To meet the demand for wireless data traffic having increased since deployment of 4G (4th-Generation) communication systems, efforts have been made to develop an improved 5G (5th-Generation) or pre-5G communication system. Therefore, the 5G or pre-5G communication system is also called a ‘Beyond 4G Network’ or a ‘Post LTE System’.
The 5G communication system is considered to be implemented in higher frequency (mmWave) bands, e.g., 60 GHz bands, so as to accomplish higher data rates. To decrease propagation loss of the radio waves and increase the transmission distance, the beamforming, massive multiple-input multiple-output (MIMO), Full Dimensional MIMO (FD-MIMO), array antenna, an analog beam forming, large scale antenna techniques are discussed in 5G communication systems.
In addition, in 5G communication systems, development for system network improvement is under way based on advanced small cells, cloud Radio Access Networks (RANs), ultra-dense networks, device-to-device (D2D) communication, wireless backhaul, moving network, cooperative communication, Coordinated Multi-Points (COMP), reception-end interference cancellation and the like.
In the 5G system, Hybrid FSK and QAM Modulation (FQAM) and sliding window superposition coding (SWSC) as an advanced coding modulation (ACM), and filter bank multi carrier (FBMC), non-orthogonal multiple access (NOMA), and sparse code multiple access (SCMA) as an advanced access technology have been developed.
Recently, due to the spread of wireless terminals supporting broadband multimedia services, such as smart phones, tablet Personal Computers (PCs) and the like, data traffic has increased exponentially in the wireless network. Since the number of users of the wireless terminals will further increase, and multimedia services provided using the wireless terminals will be further popularized, the data traffic in the wireless network is expected to increase much more than now. If even Machine to Machine (M2M) communication utilizing things (e.g., communication between things such as home appliances), which is a new communication service, is commercialized in addition to the typical communication services such as audio and video communication between users, the amount of data traffic that is processed by a Base Station (BS) or an evolved Node B (eNB) in the wireless network is predicted to increase dramatically, so the eNB may have difficulty in dealing with the higher levels of data traffic. Device to Device (D2D) communication has attracted much attention as one of the schemes for coping with the increase in data traffic in the wireless network.
The D2D communication has attracted attention in both the licensed band that is used in mobile communication and in the unlicensed band that is used by communication such as Wireless Local Area Network (WLAN). If the D2D communication is integrated with the existing mobile communication, it is noteworthy in that the traffic capacity of the eNB may increase and the overload of the eNB may be reduced. In D2D communication, after a D2D link for D2D communication is established between User Equipments (UEs) in the same cell or adjacent cells, the UEs may directly exchange data with each other via the D2D link without going through the eNB. In this case, it is possible to reduce two links (e.g., a link from a UE to an eNB, and a link from the eNB to another UE) to one link (e.g., a link from a UE to another UE), contribution to a reduction in the overload of the eNB.

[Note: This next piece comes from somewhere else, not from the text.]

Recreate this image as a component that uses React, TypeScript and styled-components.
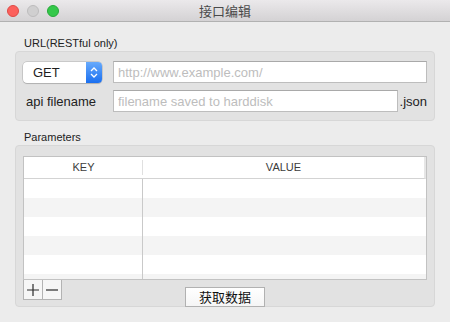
import styled, { createGlobalStyle } from "styled-components";

const GlobalStyle = createGlobalStyle`
  body {
    margin: 0;
    font-family: "Liberation Sans", "Noto Sans CJK SC", sans-serif;
    color: #262626;
  }
  * {
    box-sizing: border-box;
  }
`;

const LIGHTS = [
  { fill: "#fc605c", edge: "#de4a46" },
  { fill: "#d0cfd0", edge: "#bdbcbd" },
  { fill: "#34c84a", edge: "#27a93a" },
];

const ROW_COUNT = 6;

function App() {
  return (
    <>
      <GlobalStyle />
      <Window>
        <TitleBar>
          <Lights>
            {LIGHTS.map((l) => (
              <Light key={l.fill} $fill={l.fill} $edge={l.edge} />
            ))}
          </Lights>
          <Title>接口编辑</Title>
          <span />
        </TitleBar>

        <Content>
          <SectionLabel $top={15}>URL(RESTful only)</SectionLabel>
          <UrlBox>
            <Popup>
              <PopupText>GET</PopupText>
              <Stepper>
                <svg width="8" height="13" viewBox="0 0 8 13">
                  <path
                    d="M1 5 L4 2 L7 5 M1 8 L4 11 L7 8"
                    fill="none"
                    stroke="#fff"
                    strokeWidth="1.3"
                  />
                </svg>
              </Stepper>
            </Popup>
            <TextField placeholder="http://www.example.com/" />
            <FieldLabel>api filename</FieldLabel>
            <FileRow>
              <TextField placeholder="filename saved to harddisk" />
              <Suffix>.json</Suffix>
            </FileRow>
          </UrlBox>

          <SectionLabel $top={10}>Parameters</SectionLabel>
          <ParamBox>
            <Table>
              <HeaderRow>
                <HeaderCell $divider>KEY</HeaderCell>
                <HeaderCell>VALUE</HeaderCell>
              </HeaderRow>
              <Body>
                {Array.from({ length: ROW_COUNT }).map((_, i) => (
                  <Row key={i} $striped={i % 2 === 1}>
                    <KeyCell />
                    <div />
                  </Row>
                ))}
              </Body>
            </Table>
            <BottomRow>
              <SmallButtons>
                <SmallButton>
                  <svg width="14" height="14" viewBox="0 0 14 14">
                    <path d="M7 1 V13 M1 7 H13" stroke="#2b2b2b" strokeWidth="1.2" />
                  </svg>
                </SmallButton>
                <SmallButton>
                  <svg width="14" height="14" viewBox="0 0 14 14">
                    <path d="M1 7 H13" stroke="#2b2b2b" strokeWidth="1.2" />
                  </svg>
                </SmallButton>
              </SmallButtons>
              <FetchButton>获取数据</FetchButton>
              <span />
            </BottomRow>
          </ParamBox>
        </Content>
      </Window>
    </>
  );
}

const Window = styled.div`
  width: 450px;
  height: 322px;
  background: #ececec;
  display: flex;
  flex-direction: column;
  overflow: hidden;
`;

const TitleBar = styled.div`
  height: 22px;
  flex-shrink: 0;
  display: grid;
  grid-template-columns: 1fr auto 1fr;
  align-items: center;
  background: linear-gradient(#ebe9eb, #d4d2d4);
  border-bottom: 1px solid #b1b1b1;
`;

const Lights = styled.div`
  display: flex;
  gap: 8px;
  padding-left: 7px;
`;

const Light = styled.span<{ $fill: string; $edge: string }>`
  width: 12px;
  height: 12px;
  border-radius: 50%;
  background: ${(p) => p.$fill};
  border: 0.5px solid ${(p) => p.$edge};
`;

const Title = styled.div`
  font-family: "Noto Sans CJK SC", sans-serif;
  font-size: 13px;
  color: #4a4a4a;
  line-height: 21px;
`;

const Content = styled.div`
  padding: 0 15px;
  display: flex;
  flex-direction: column;
`;

const SectionLabel = styled.div<{ $top: number }>`
  margin: ${(p) => p.$top}px 0 1px 9px;
  font-size: 11px;
  line-height: 13px;
  color: #222;
`;

const GroupBox = styled.div`
  background: #e2e2e2;
  border: 1px solid #d7d7d7;
  border-radius: 4px;
`;

const UrlBox = styled(GroupBox)`
  height: 70px;
  padding: 9px 7px 0 7px;
  display: grid;
  grid-template-columns: 80px 1fr;
  grid-auto-rows: 22px;
  column-gap: 10px;
  row-gap: 7px;
  align-items: center;
`;

const Popup = styled.div`
  width: 79px;
  height: 21px;
  display: flex;
  background: #fff;
  border-radius: 4px;
  box-shadow: 0 0 0 0.5px rgba(0, 0, 0, 0.22), 0 1px 1px rgba(0, 0, 0, 0.12);
`;

const PopupText = styled.div`
  flex: 1;
  padding-left: 10px;
  font-size: 13px;
  line-height: 21px;
  color: #1e1e1e;
`;

const Stepper = styled.div`
  width: 16px;
  display: flex;
  align-items: center;
  justify-content: center;
  border-radius: 0 4px 4px 0;
  background: linear-gradient(#67aafc, #1a6ff0);
`;

const TextField = styled.input`
  width: 100%;
  height: 22px;
  min-width: 0;
  border: 1px solid #bdbdbd;
  border-top-color: #a9a9a9;
  background: #fff;
  padding: 0 4px;
  font-family: "Liberation Sans", sans-serif;
  font-size: 13px;
  color: #222;
  outline: none;
  &::placeholder {
    color: #bdbdbd;
  }
`;

const FieldLabel = styled.div`
  padding-left: 3px;
  font-size: 13px;
  color: #222;
  white-space: nowrap;
`;

const FileRow = styled.div`
  display: flex;
  align-items: center;
  gap: 2px;
`;

const Suffix = styled.span`
  font-size: 13px;
  color: #222;
`;

const ParamBox = styled(GroupBox)`
  height: 162px;
  padding: 10px 7px 0 7px;
  display: flex;
  flex-direction: column;
`;

const Table = styled.div`
  height: 124px;
  background: #fff;
  border: 1px solid #c2c2c2;
  display: flex;
  flex-direction: column;
`;

const HeaderRow = styled.div`
  height: 22px;
  flex-shrink: 0;
  display: grid;
  grid-template-columns: 119px 1fr;
  border-bottom: 1px solid #d3d3d3;
  border-right: 2px solid #e6e6e6;
`;

const HeaderCell = styled.div<{ $divider?: boolean }>`
  position: relative;
  font-size: 11px;
  line-height: 21px;
  text-align: center;
  color: #3c3c3c;
  &::after {
    content: "";
    display: ${(p) => (p.$divider ? "block" : "none")};
    position: absolute;
    right: 0;
    top: 3px;
    bottom: 3px;
    width: 1px;
    background: #e0e0e0;
  }
`;

const Body = styled.div`
  flex: 1;
  overflow: hidden;
`;

const Row = styled.div<{ $striped: boolean }>`
  height: 19px;
  display: grid;
  grid-template-columns: 119px 1fr;
  background: ${(p) => (p.$striped ? "#f4f4f4" : "#fff")};
`;

const KeyCell = styled.div`
  border-right: 1px solid #c9c9c9;
`;

const BottomRow = styled.div`
  height: 26px;
  display: grid;
  grid-template-columns: 1fr auto 1fr;
`;

const SmallButtons = styled.div`
  display: flex;
  align-self: start;
`;

const SmallButton = styled.div`
  width: 20px;
  height: 20px;
  display: flex;
  align-items: center;
  justify-content: center;
  background: #f6f6f6;
  border: 1px solid #b3b3b3;
  border-top: none;
  & + & {
    margin-left: -1px;
  }
`;

const FetchButton = styled.div`
  align-self: end;
  margin-bottom: -1px;
  width: 80px;
  height: 20px;
  background: linear-gradient(#ffffff, #f5f5f5);
  border: 1px solid #b1b1b1;
  font-family: "Noto Sans CJK SC", sans-serif;
  font-size: 13px;
  line-height: 18px;
  text-align: center;
  color: #111;
`;

export default App;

In the meantime, for D2D communication, a process of setting up synchronization between devices is required. Generally, a terminal may set up synchronization based on the time information that is received from a synchronous base station or received through a Global Positioning System (GPS) receiver module in the terminal Therefore, in D2D communication, if synchronization is set up using the scheme of the related art, each device should access the synchronous base station or use the GPS receiver module, for synchronization setup.
In addition, depending on the type of the communication scheme supported in the communication system, the synchronous base station may not be supported, and if a device is located in a GPS shaded area (e.g., the space between the skyscrapers, the tunnel, the interior of the building, and the like), the device may not set up synchronization since the device cannot receive time information through its GPS receiver module. Eventually, if the device cannot use the synchronous base station or the GPS receiver module, the device of the related art may not even initiate the D2D communication.
The above information is presented as background information only to assist with an understanding of the present disclosure. No determination has been made, and no assertion is made, as to whether any of the above might be applicable as prior art with regard to the present disclosure.